THE family of the late Vice-President Joshua Nkomo remains in the dark about the Africa Union (AU) honour bestowed on their father at the recently held 50th anniversary celebrations in Ethiopia.
By Nduduzo Tshuma, Staff Reporter
Nkomo’s son Sibangilizwe yesterday told the Southern Eye that they did not get any formal communication on the honour, but read about the matter in the media.
“None of the family members were told about the honour.
“We read about it in the media,” he said.
“If something concerns Nkomo, we would expect that his family is at least told.
“Now we do not know where the medal was taken to, who received it and where it is going to be kept. No one knows about the issue.”
Sibangilizwe said they expected whoever received the honour on behalf of Nkomo to inform the family on what exactly they had received. We want the honour to be declared to the family and country,” he said.

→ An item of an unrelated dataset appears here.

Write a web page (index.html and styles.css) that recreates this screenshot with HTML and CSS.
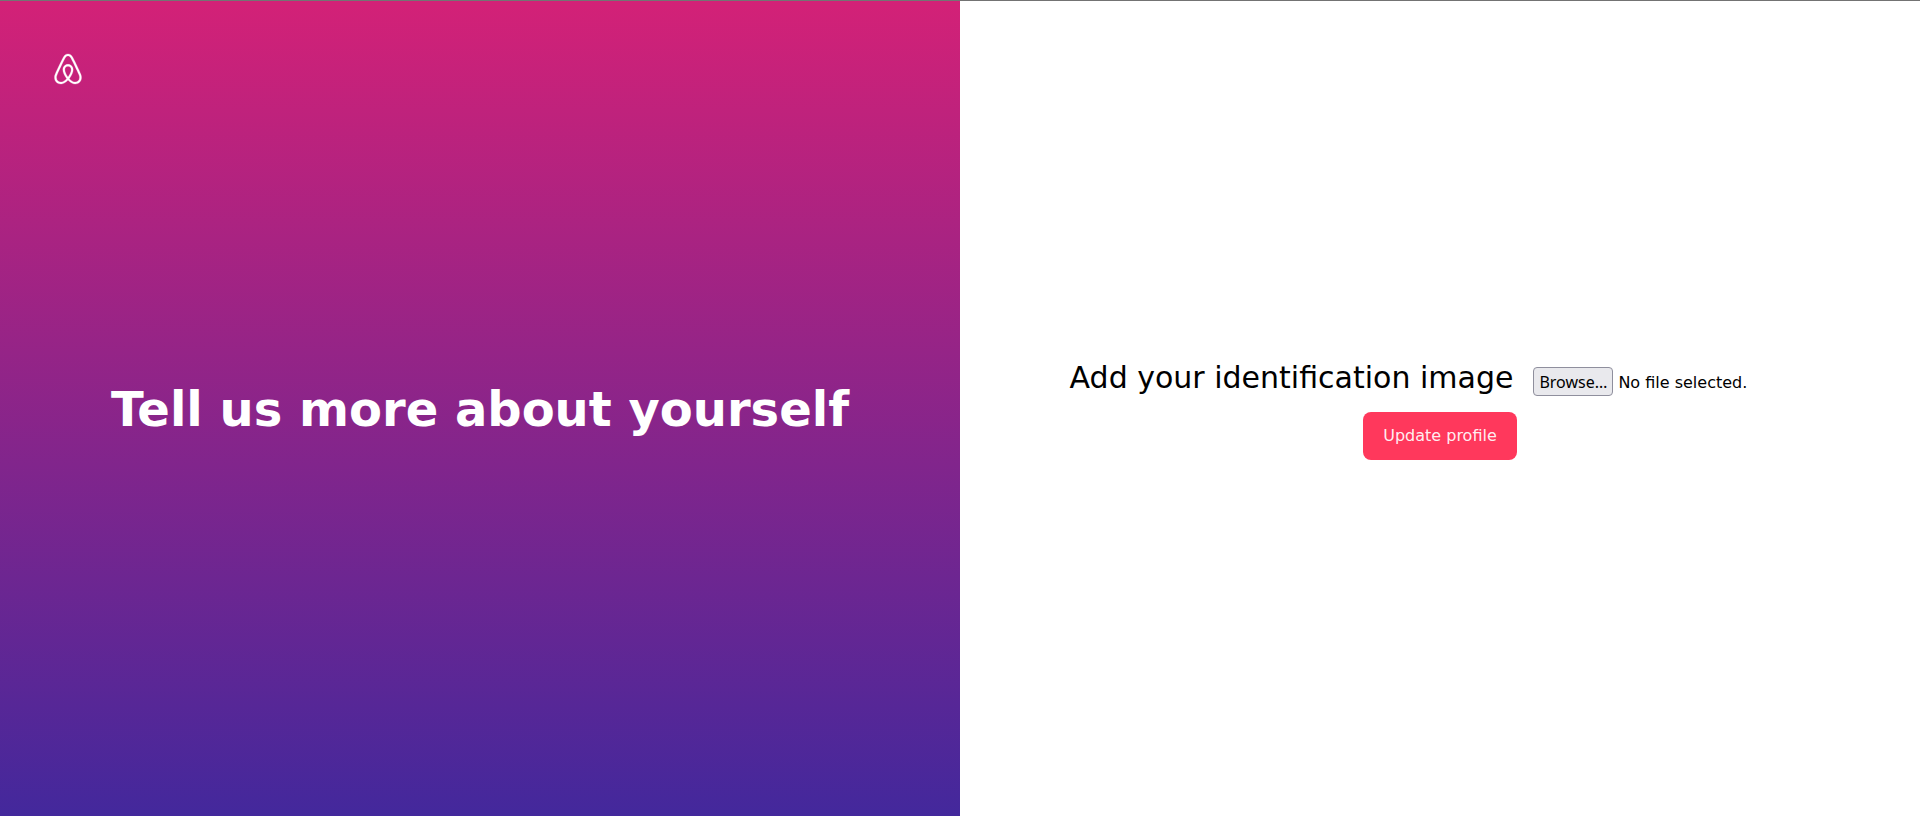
FILE: index.html
```html
<!DOCTYPE html>
<html lang="en">
<head>
<meta charset="utf-8">
<title>Update profile</title>
<link rel="stylesheet" href="styles.css">
</head>
<body>
<main class="page">
  <section class="intro">
    <svg class="logo" viewBox="0 0 32 32" fill="#fff" aria-hidden="true"><path d="M16 1c2.008 0 3.463.963 4.751 3.269l.533 1.025c1.954 3.83 6.114 12.54 7.1 14.836l.145.353c.667 1.591.91 2.472.96 3.396l.01.415.001.228c0 4.062-2.877 6.478-6.357 6.478-2.224 0-4.556-1.258-6.709-3.386l-.257-.26-.172-.179h-.011l-.176.185c-2.044 2.1-4.267 3.42-6.414 3.615l-.28.019-.267.006C5.377 31 2.5 28.584 2.5 24.522l.005-.469c.026-.928.23-1.768.83-3.244l.216-.524c.966-2.298 6.083-12.989 7.707-16.034C12.537 1.963 13.992 1 16 1zm0 2c-1.239 0-2.053.539-2.987 2.21l-.523 1.008c-1.926 3.776-6.06 12.43-7.031 14.692l-.345.836c-.427 1.071-.573 1.655-.605 2.24l-.009.33v.206C4.5 27.395 6.411 29 8.857 29c1.773 0 3.87-1.236 5.831-3.354-2.295-2.938-3.855-6.45-3.855-8.91 0-2.913 1.933-5.386 5.178-5.42 3.223.034 5.156 2.507 5.156 5.42 0 2.456-1.555 5.96-3.855 8.907C19.277 27.766 21.37 29 23.142 29c2.447 0 4.358-1.605 4.358-4.478l-.004-.411c-.019-.672-.17-1.296-.714-2.62l-.248-.6c-1.065-2.478-5.993-12.768-7.538-15.664C18.053 3.539 17.24 3 16 3zm.01 10.316c-2.01.021-3.177 1.514-3.177 3.42 0 1.797 1.18 4.58 2.955 7.044l.212.287.174-.234c1.73-2.385 2.898-5.066 2.989-6.875l.006-.221c0-1.906-1.167-3.4-3.159-3.421z"/></svg>
    <h1 class="title">Tell us more about yourself</h1>
  </section>
  <section class="content">
    <form class="form">
      <div class="field">
        <label class="label">Add your identification image</label>
        <div class="file"><button class="browse" type="button">Browse…</button><span>No file selected.</span></div>
      </div>
      <button class="submit" type="button">Update profile</button>
    </form>
  </section>
</main>
</body>
</html>
```
FILE: styles.css
```css
* { box-sizing: border-box; }
body { margin: 0; font: 16px "DejaVu Sans", sans-serif; color: #000; }
.page { display: grid; grid-template-columns: 1fr 1fr; height: 816px; border-top: 1px solid #737373; }
.intro { display: grid; grid-template-rows: 136px 1fr 136px; justify-items: center; align-items: center; background: linear-gradient(#d32177, #43289c); }
.logo { width: 32px; height: 32px; justify-self: start; margin-left: 52px; stroke: #fff; stroke-width: .25; }
.title { margin: 0; color: #fff; font-size: 48px; line-height: 60px; font-weight: 700; white-space: nowrap; }
.content { display: flex; align-items: center; justify-content: center; }
.form { display: flex; flex-direction: column; align-items: center; padding-top: 2px; }
.field { display: flex; align-items: baseline; gap: 20px; margin-bottom: 16px; white-space: nowrap; }
.label { font-size: 30px; line-height: 36px; }
.file { display: flex; align-items: baseline; gap: 5px; width: 277px; }
.browse { width: 80px; height: 29px; padding: 1px 0 0; font: 16px/22px "Noto Sans", sans-serif; color: #000; background: #e9e9ed; border: 1px solid #8f8f9d; border-radius: 4px; }
.submit { width: 154px; height: 48px; padding: 0; font: inherit; color: rgba(255, 255, 255, .93); background: #ff385c; border: 0; border-radius: 8px; }
```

“We want the person who received the honour to show Zimbabweans that this is what was given to your son for his contributions to the liberation of the country.”
Sibangilizwe, Nkomo’s only surviving son, said as a family, they were interested in knowing the accolade their father had received.
Nkomo was honoured along with the late Zanu chairman Herbert Chitepo.
Also honoured were Kwame Nkrumah of Ghana, Oliver Tambo of South Africa, Gamal Abdel Nasser of Egypt, Haile Selassie 1 of Ethiopia, among other liberators. Sibangilizwe, together with the Matojeni Cultural Society, last month said they would declare July 1 the day of his father’s death, a public holiday.
He said the decision was made following countless pleas to the government to honour the late Vice-President by declaring the date of his death a holiday, but these had been ignored.
Sibangilizwe said he had the full blessing of the Nkomo family.
Three years ago Sibangilizwe said he wanted to exhume Nkomo’s remains from the National Heroes’ Acre, saying his spirit was not at peace, but did not do so.